» REQUEST: Below are some records; give them all again exactly, but not the pictures.

» STORED RECORDS:
_ _ _ _
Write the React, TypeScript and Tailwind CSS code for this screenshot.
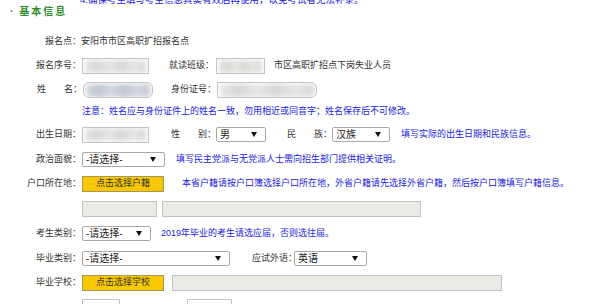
import React from "react";

const Blue = ({ children, className = "" }: { children: React.ReactNode; className?: string }) => (
  <span className={`text-[#2121e0] whitespace-nowrap ${className}`}>{children}</span>
);

const Label = ({ children }: { children: React.ReactNode }) => (
  <div className="w-[81px] shrink-0 flex justify-end whitespace-nowrap text-[#333]">{children}</div>
);

const Text = ({ children, className = "" }: { children: React.ReactNode; className?: string }) => (
  <span className={`shrink-0 whitespace-nowrap text-[#333] ${className}`}>{children}</span>
);

const Spaced = ({ a, b, className = "" }: { a: string; b: string; className?: string }) => (
  <div className={`w-[45px] shrink-0 flex justify-between whitespace-nowrap text-[#333] ${className}`}>
    <span>{a}</span>
    <span>{b}：</span>
  </div>
);

const Tri = () => (
  <svg width="6" height="5" viewBox="0 0 6 5" className="shrink-0">
    <path d="M0 0 H6 L3 5 Z" fill="#111" />
  </svg>
);

const Select = ({ text, w, className = "" }: { text: string; w: string; className?: string }) => (
  <div
    className={`${w} h-[15px] shrink-0 flex items-center justify-between border border-[#a9a9a9] rounded-[2px] bg-white pl-[3px] pr-[8px] text-[#222] text-[10px] ${className}`}
  >
    <span className="leading-none">{text}</span>
    <Tri />
  </div>
);

const Blurred = ({
  w,
  tone = "#d6d6d4",
  tone2 = "#e6e6e4",
  className = "",
}: {
  w: string;
  tone?: string;
  tone2?: string;
  className?: string;
}) => (
  <div className={`${w} h-[16px] shrink-0 border border-[#c4c4c4] bg-white overflow-hidden flex items-center px-[2px] ${className}`}>
    <div
      className="h-[13px] w-full blur-[2.5px]"
      style={{ background: `linear-gradient(90deg, ${tone2} 0%, ${tone} 20%, ${tone2} 40%, ${tone} 60%, ${tone2} 80%, ${tone} 100%)` }}
    />
  </div>
);

const YellowBtn = ({ text }: { text: string }) => (
  <div className="w-[82px] h-[16px] shrink-0 flex items-center justify-center bg-[#f7c700] border border-[#a8955a] text-[#333]">
    {text}
  </div>
);

const Grey = ({ w, className = "" }: { w: string; className?: string }) => (
  <div className={`${w} h-[16px] shrink-0 bg-[#ebebe5] border border-[#c2c2c2] ${className}`} />
);

const Row = ({ h = "h-[24px]", children }: { h?: string; children: React.ReactNode }) => (
  <div className={`${h} flex items-center`}>{children}</div>
);

export default function App() {
  return (
    <div className="w-[600px] h-[304px] overflow-hidden bg-white text-[9px] font-['Liberation_Sans','Noto_Sans_CJK_SC',sans-serif]">
      <div className="pl-[80px] -mt-[6px] leading-[12px] h-[12px] text-[9.5px]">
        <Blue>4.确保考生填写考生信息真实有效后再使用，以免考试者无法补录。</Blue>
      </div>
      <div className="h-[12px] leading-[12px] pl-[10px] flex items-center text-[#2f8a2a] font-bold text-[10px]">
        <span className="mr-[6px]">·</span>
        <span className="tracking-[2px]">基本信息</span>
      </div>

      <div className="mt-[12px]">
        <Row>
          <Label>报名点：</Label>
          <Text>安阳市市区高职扩招报名点</Text>
        </Row>

        <Row>
          <Label>报名序号：</Label>
          <div className="w-[88px] shrink-0 pl-px">
            <Blurred w="w-[67px]" />
          </div>
          <Text className="w-[47px]">就读班级：</Text>
          <Blurred w="w-[49px]" tone="#d8d6d2" />
          <Text className="ml-[9px]">市区高职扩招点下岗失业人员</Text>
        </Row>

        <Row>
          <div className="w-[37px] shrink-0" />
          <Spaced a="姓" b="名" />
          <div className="w-[89px] shrink-0 pl-px">
            <Blurred w="w-[70px]" tone="#bfc5cf" tone2="#d3d7de" className="rounded-[6px]" />
          </div>
          <Text className="w-[46px]">身份证号：</Text>
          <Blurred w="w-[100px]" tone="#d6d6d4" className="rounded-r-[6px]" />
        </Row>

        <Row h="h-[20px]">
          <div className="w-[82px] shrink-0" />
          <Blue>注意：姓名应与身份证件上的姓名一致，勿用相近或同音字；姓名保存后不可修改。</Blue>
        </Row>

        <Row h="h-[25px]">
          <Label>出生日期：</Label>
          <div className="w-[90px] shrink-0 pl-px">
            <Blurred w="w-[67px]" tone="#d6d6d6" />
          </div>
          <Spaced a="性" b="别" />
          <Select text="男" w="w-[50px]" />
          <div className="w-[21px] shrink-0" />
          <Spaced a="民" b="族" />
          <Select text="汉族" w="w-[58px]" />
          <Blue className="ml-[11px]">填写实际的出生日期和民族信息。</Blue>
        </Row>

        <Row h="h-[25px]">
          <Label>政治面貌：</Label>
          <Select text="-请选择-" w="w-[83px]" className="ml-px" />
          <Blue className="ml-[11px]">填写民主党派与无党派人士需向招生部门提供相关证明。</Blue>
        </Row>

        <Row>
          <Label>户口所在地：</Label>
          <div className="ml-px">
            <YellowBtn text="点击选择户籍" />
          </div>
          <Blue className="ml-[18px]">本省户籍请按户口簿选择户口所在地，外省户籍请先选择外省户籍，然后按户口簿填写户籍信息。</Blue>
        </Row>

        <Row h="h-[25px]">
          <div className="w-[82px] shrink-0" />
          <Grey w="w-[75px]" />
          <Grey w="w-[259px]" className="ml-[5px]" />
        </Row>

        <Row h="h-[25px]">
          <Label>考生类别：</Label>
          <Select text="-请选择-" w="w-[69px]" className="ml-px" />
          <Blue className="ml-[10px]">2019年毕业的考生请选应届，否则选往届。</Blue>
        </Row>

        <Row h="h-[25px]">
          <Label>毕业类别：</Label>
          <Select text="-请选择-" w="w-[148px]" className="ml-px" />
          <Text className="ml-[22px] w-[42px]">应试外语：</Text>
          <Select text="英语" w="w-[73px]" />
        </Row>

        <Row>
          <Label>毕业学校：</Label>
          <div className="ml-px">
            <YellowBtn text="点击选择学校" />
          </div>
          <Grey w="w-[330px]" className="ml-[8px]" />
        </Row>

        <Row>
          <div className="w-[82px] shrink-0" />
          <div className="w-[38px] h-[16px] shrink-0 border border-[#c4c4c4] bg-white" />
          <div className="w-[45px] h-[16px] shrink-0 border border-[#c4c4c4] bg-white ml-[67px]" />
        </Row>
      </div>
    </div>
  );
}
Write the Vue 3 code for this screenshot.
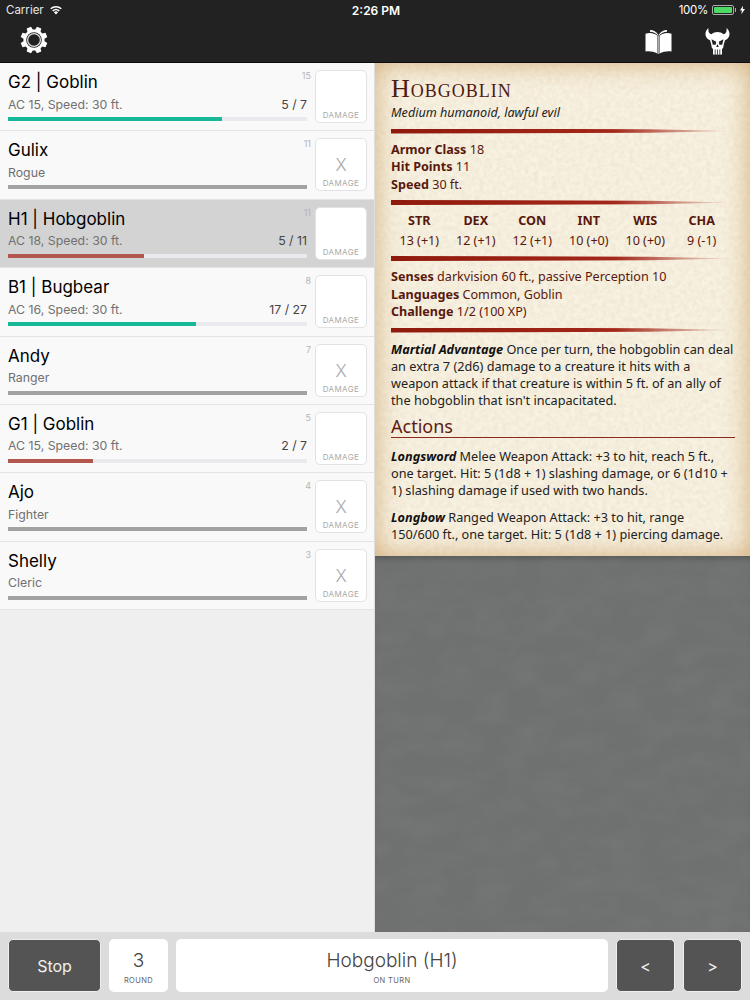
_ _ _ _
» FINAL RESULT:
Write the React, TypeScript and Tailwind CSS code for this screenshot.
import React from "react";

const Blue = ({ children, className = "" }: { children: React.ReactNode; className?: string }) => (
  <span className={`text-[#2121e0] whitespace-nowrap ${className}`}>{children}</span>
);

const Label = ({ children }: { children: React.ReactNode }) => (
  <div className="w-[81px] shrink-0 flex justify-end whitespace-nowrap text-[#333]">{children}</div>
);

const Text = ({ children, className = "" }: { children: React.ReactNode; className?: string }) => (
  <span className={`shrink-0 whitespace-nowrap text-[#333] ${className}`}>{children}</span>
);

const Spaced = ({ a, b, className = "" }: { a: string; b: string; className?: string }) => (
  <div className={`w-[45px] shrink-0 flex justify-between whitespace-nowrap text-[#333] ${className}`}>
    <span>{a}</span>
    <span>{b}：</span>
  </div>
);

const Tri = () => (
  <svg width="6" height="5" viewBox="0 0 6 5" className="shrink-0">
    <path d="M0 0 H6 L3 5 Z" fill="#111" />
  </svg>
);

const Select = ({ text, w, className = "" }: { text: string; w: string; className?: string }) => (
  <div
    className={`${w} h-[15px] shrink-0 flex items-center justify-between border border-[#a9a9a9] rounded-[2px] bg-white pl-[3px] pr-[8px] text-[#222] text-[10px] ${className}`}
  >
    <span className="leading-none">{text}</span>
    <Tri />
  </div>
);

const Blurred = ({
  w,
  tone = "#d6d6d4",
  tone2 = "#e6e6e4",
  className = "",
}: {
  w: string;
  tone?: string;
  tone2?: string;
  className?: string;
}) => (
  <div className={`${w} h-[16px] shrink-0 border border-[#c4c4c4] bg-white overflow-hidden flex items-center px-[2px] ${className}`}>
    <div
      className="h-[13px] w-full blur-[2.5px]"
      style={{ background: `linear-gradient(90deg, ${tone2} 0%, ${tone} 20%, ${tone2} 40%, ${tone} 60%, ${tone2} 80%, ${tone} 100%)` }}
    />
  </div>
);

const YellowBtn = ({ text }: { text: string }) => (
  <div className="w-[82px] h-[16px] shrink-0 flex items-center justify-center bg-[#f7c700] border border-[#a8955a] text-[#333]">
    {text}
  </div>
);

const Grey = ({ w, className = "" }: { w: string; className?: string }) => (
  <div className={`${w} h-[16px] shrink-0 bg-[#ebebe5] border border-[#c2c2c2] ${className}`} />
);

const Row = ({ h = "h-[24px]", children }: { h?: string; children: React.ReactNode }) => (
  <div className={`${h} flex items-center`}>{children}</div>
);

export default function App() {
  return (
    <div className="w-[600px] h-[304px] overflow-hidden bg-white text-[9px] font-['Liberation_Sans','Noto_Sans_CJK_SC',sans-serif]">
      <div className="pl-[80px] -mt-[6px] leading-[12px] h-[12px] text-[9.5px]">
        <Blue>4.确保考生填写考生信息真实有效后再使用，以免考试者无法补录。</Blue>
      </div>
      <div className="h-[12px] leading-[12px] pl-[10px] flex items-center text-[#2f8a2a] font-bold text-[10px]">
        <span className="mr-[6px]">·</span>
        <span className="tracking-[2px]">基本信息</span>
      </div>

      <div className="mt-[12px]">
        <Row>
          <Label>报名点：</Label>
          <Text>安阳市市区高职扩招报名点</Text>
        </Row>

        <Row>
          <Label>报名序号：</Label>
          <div className="w-[88px] shrink-0 pl-px">
            <Blurred w="w-[67px]" />
          </div>
          <Text className="w-[47px]">就读班级：</Text>
          <Blurred w="w-[49px]" tone="#d8d6d2" />
          <Text className="ml-[9px]">市区高职扩招点下岗失业人员</Text>
        </Row>

        <Row>
          <div className="w-[37px] shrink-0" />
          <Spaced a="姓" b="名" />
          <div className="w-[89px] shrink-0 pl-px">
            <Blurred w="w-[70px]" tone="#bfc5cf" tone2="#d3d7de" className="rounded-[6px]" />
          </div>
          <Text className="w-[46px]">身份证号：</Text>
          <Blurred w="w-[100px]" tone="#d6d6d4" className="rounded-r-[6px]" />
        </Row>

        <Row h="h-[20px]">
          <div className="w-[82px] shrink-0" />
          <Blue>注意：姓名应与身份证件上的姓名一致，勿用相近或同音字；姓名保存后不可修改。</Blue>
        </Row>

        <Row h="h-[25px]">
          <Label>出生日期：</Label>
          <div className="w-[90px] shrink-0 pl-px">
            <Blurred w="w-[67px]" tone="#d6d6d6" />
          </div>
          <Spaced a="性" b="别" />
          <Select text="男" w="w-[50px]" />
          <div className="w-[21px] shrink-0" />
          <Spaced a="民" b="族" />
          <Select text="汉族" w="w-[58px]" />
          <Blue className="ml-[11px]">填写实际的出生日期和民族信息。</Blue>
        </Row>

        <Row h="h-[25px]">
          <Label>政治面貌：</Label>
          <Select text="-请选择-" w="w-[83px]" className="ml-px" />
          <Blue className="ml-[11px]">填写民主党派与无党派人士需向招生部门提供相关证明。</Blue>
        </Row>

        <Row>
          <Label>户口所在地：</Label>
          <div className="ml-px">
            <YellowBtn text="点击选择户籍" />
          </div>
          <Blue className="ml-[18px]">本省户籍请按户口簿选择户口所在地，外省户籍请先选择外省户籍，然后按户口簿填写户籍信息。</Blue>
        </Row>

        <Row h="h-[25px]">
          <div className="w-[82px] shrink-0" />
          <Grey w="w-[75px]" />
          <Grey w="w-[259px]" className="ml-[5px]" />
        </Row>

        <Row h="h-[25px]">
          <Label>考生类别：</Label>
          <Select text="-请选择-" w="w-[69px]" className="ml-px" />
          <Blue className="ml-[10px]">2019年毕业的考生请选应届，否则选往届。</Blue>
        </Row>

        <Row h="h-[25px]">
          <Label>毕业类别：</Label>
          <Select text="-请选择-" w="w-[148px]" className="ml-px" />
          <Text className="ml-[22px] w-[42px]">应试外语：</Text>
          <Select text="英语" w="w-[73px]" />
        </Row>

        <Row>
          <Label>毕业学校：</Label>
          <div className="ml-px">
            <YellowBtn text="点击选择学校" />
          </div>
          <Grey w="w-[330px]" className="ml-[8px]" />
        </Row>

        <Row>
          <div className="w-[82px] shrink-0" />
          <div className="w-[38px] h-[16px] shrink-0 border border-[#c4c4c4] bg-white" />
          <div className="w-[45px] h-[16px] shrink-0 border border-[#c4c4c4] bg-white ml-[67px]" />
        </Row>
      </div>
    </div>
  );
}
Write the Vue 3 code for this screenshot.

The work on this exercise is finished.